• Task objective: Scan the data for "index" and copy the lines it appears in.

____ Source material

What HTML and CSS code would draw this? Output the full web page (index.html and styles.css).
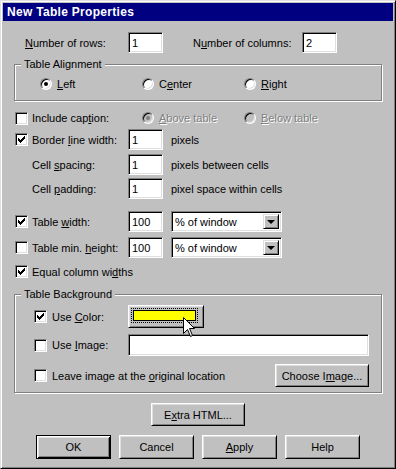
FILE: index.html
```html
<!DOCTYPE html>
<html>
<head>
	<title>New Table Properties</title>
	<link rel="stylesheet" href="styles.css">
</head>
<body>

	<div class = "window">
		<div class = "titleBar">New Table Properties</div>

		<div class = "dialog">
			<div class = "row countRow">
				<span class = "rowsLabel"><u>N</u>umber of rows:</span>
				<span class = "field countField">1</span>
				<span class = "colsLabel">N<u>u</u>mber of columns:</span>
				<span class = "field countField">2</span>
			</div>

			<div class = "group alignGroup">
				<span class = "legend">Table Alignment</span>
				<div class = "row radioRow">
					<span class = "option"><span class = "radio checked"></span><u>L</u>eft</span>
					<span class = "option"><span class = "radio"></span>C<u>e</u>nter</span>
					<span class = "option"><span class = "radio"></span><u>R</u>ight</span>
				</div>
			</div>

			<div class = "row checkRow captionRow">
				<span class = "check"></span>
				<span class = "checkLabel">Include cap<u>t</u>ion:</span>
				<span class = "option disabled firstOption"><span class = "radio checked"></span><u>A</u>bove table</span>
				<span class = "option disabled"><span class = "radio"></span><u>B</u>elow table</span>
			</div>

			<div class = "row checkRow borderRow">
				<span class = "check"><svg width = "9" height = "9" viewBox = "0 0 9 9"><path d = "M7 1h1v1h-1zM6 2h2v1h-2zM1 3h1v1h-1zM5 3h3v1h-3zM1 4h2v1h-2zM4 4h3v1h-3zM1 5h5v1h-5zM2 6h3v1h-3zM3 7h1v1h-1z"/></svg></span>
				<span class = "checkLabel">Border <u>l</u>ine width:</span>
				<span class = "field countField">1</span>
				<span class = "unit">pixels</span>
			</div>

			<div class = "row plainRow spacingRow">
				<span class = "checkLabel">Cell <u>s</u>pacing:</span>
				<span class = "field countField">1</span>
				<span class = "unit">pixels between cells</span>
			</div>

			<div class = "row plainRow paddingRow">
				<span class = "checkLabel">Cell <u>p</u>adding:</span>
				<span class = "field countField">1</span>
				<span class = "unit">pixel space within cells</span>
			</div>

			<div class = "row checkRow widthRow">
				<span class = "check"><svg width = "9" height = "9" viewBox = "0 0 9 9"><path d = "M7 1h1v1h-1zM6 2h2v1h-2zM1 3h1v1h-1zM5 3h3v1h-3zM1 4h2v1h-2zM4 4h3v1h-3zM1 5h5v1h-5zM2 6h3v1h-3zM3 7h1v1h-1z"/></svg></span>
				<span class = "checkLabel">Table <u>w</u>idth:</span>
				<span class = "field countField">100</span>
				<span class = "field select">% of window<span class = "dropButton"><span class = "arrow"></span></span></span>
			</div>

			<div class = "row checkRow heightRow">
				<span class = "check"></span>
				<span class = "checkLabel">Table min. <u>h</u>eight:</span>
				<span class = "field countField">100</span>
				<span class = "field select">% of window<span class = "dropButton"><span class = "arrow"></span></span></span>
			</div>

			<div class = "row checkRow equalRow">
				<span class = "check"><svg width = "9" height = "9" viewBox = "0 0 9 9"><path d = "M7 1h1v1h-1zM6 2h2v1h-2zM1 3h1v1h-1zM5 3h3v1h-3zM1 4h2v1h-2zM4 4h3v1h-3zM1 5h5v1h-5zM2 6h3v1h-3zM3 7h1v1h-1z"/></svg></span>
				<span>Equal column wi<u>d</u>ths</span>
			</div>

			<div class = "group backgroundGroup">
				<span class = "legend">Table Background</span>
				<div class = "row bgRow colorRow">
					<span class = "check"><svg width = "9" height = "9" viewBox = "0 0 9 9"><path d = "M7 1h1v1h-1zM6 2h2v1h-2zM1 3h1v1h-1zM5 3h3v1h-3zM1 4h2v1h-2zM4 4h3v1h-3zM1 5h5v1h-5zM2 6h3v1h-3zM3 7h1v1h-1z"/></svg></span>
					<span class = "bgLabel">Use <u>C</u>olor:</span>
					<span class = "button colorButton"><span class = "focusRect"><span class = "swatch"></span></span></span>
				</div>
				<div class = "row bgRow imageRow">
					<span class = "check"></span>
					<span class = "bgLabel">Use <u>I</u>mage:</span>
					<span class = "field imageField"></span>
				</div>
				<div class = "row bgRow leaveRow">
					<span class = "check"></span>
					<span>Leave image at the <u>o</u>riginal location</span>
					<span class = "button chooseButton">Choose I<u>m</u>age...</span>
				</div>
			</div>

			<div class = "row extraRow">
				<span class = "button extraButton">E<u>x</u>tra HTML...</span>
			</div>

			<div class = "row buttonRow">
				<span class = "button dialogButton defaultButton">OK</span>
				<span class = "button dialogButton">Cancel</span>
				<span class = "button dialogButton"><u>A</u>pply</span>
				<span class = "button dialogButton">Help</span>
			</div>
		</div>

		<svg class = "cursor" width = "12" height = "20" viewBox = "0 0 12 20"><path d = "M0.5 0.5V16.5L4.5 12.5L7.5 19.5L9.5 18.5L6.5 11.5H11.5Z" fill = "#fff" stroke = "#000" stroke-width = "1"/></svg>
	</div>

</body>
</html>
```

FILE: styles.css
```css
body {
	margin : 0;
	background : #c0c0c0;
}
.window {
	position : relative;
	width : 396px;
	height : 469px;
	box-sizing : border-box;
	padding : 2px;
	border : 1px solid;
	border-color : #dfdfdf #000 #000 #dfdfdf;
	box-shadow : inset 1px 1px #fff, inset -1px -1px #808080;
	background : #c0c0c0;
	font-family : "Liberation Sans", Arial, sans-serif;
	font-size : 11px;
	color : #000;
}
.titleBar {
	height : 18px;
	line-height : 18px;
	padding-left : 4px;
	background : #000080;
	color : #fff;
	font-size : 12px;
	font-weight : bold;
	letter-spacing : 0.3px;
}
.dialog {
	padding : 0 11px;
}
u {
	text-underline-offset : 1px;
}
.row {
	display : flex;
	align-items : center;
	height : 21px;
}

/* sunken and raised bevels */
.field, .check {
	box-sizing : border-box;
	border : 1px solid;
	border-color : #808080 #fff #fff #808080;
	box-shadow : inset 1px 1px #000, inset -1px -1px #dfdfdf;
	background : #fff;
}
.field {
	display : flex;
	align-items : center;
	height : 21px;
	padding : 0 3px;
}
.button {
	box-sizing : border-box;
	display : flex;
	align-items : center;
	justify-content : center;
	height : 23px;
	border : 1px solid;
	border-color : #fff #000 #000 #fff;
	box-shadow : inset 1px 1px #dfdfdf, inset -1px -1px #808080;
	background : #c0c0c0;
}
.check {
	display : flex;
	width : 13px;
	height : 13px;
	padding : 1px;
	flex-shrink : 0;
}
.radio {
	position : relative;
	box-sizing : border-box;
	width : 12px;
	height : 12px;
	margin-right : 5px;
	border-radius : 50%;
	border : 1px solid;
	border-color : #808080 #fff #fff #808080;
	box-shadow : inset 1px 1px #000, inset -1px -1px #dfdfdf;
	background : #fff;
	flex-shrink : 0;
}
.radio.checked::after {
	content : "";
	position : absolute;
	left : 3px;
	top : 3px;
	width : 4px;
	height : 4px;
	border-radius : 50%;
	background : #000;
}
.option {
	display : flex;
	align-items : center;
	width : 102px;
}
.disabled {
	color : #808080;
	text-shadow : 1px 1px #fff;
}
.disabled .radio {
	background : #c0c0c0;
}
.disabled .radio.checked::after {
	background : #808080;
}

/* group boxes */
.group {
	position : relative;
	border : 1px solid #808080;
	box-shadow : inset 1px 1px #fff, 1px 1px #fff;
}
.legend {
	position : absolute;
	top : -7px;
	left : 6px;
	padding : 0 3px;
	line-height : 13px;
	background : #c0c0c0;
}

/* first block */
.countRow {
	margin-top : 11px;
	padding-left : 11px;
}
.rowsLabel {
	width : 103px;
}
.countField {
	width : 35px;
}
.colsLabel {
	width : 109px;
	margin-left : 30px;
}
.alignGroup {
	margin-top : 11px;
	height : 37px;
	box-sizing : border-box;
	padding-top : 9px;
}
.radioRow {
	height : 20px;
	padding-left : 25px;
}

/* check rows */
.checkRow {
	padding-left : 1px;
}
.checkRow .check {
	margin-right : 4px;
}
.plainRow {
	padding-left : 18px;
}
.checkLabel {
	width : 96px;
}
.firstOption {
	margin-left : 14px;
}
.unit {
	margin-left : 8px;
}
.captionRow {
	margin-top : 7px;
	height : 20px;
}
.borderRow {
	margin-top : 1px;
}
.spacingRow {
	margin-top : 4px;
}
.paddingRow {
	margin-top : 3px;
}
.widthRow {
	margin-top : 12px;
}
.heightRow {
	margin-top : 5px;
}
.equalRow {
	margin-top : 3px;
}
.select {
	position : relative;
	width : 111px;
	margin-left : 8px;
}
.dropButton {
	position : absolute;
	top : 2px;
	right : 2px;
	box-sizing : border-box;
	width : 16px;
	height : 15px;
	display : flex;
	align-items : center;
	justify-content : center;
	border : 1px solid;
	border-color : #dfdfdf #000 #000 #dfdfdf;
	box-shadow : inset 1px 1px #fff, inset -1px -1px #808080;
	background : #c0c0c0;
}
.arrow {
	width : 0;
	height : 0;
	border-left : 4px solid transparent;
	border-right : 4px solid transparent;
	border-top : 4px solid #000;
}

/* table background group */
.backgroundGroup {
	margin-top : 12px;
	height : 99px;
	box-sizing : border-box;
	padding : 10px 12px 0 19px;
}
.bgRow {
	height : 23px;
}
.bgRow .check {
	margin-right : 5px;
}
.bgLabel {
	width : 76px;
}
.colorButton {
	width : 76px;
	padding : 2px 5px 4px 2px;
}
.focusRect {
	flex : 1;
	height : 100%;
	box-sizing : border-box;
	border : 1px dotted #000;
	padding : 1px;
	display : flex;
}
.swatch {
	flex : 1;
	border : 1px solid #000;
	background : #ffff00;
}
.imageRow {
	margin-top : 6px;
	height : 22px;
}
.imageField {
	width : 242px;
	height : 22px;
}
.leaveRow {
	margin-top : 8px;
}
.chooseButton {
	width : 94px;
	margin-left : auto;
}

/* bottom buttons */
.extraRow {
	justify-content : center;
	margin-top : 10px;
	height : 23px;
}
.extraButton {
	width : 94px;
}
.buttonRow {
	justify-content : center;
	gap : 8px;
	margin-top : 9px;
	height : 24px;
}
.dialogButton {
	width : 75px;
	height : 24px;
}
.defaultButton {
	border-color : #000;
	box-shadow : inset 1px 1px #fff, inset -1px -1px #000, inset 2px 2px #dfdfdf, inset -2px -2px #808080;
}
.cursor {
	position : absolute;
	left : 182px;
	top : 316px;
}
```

________

• Result of the task:
What HTML and CSS code would draw this? Output the full web page (index.html and styles.css).
FILE: index.html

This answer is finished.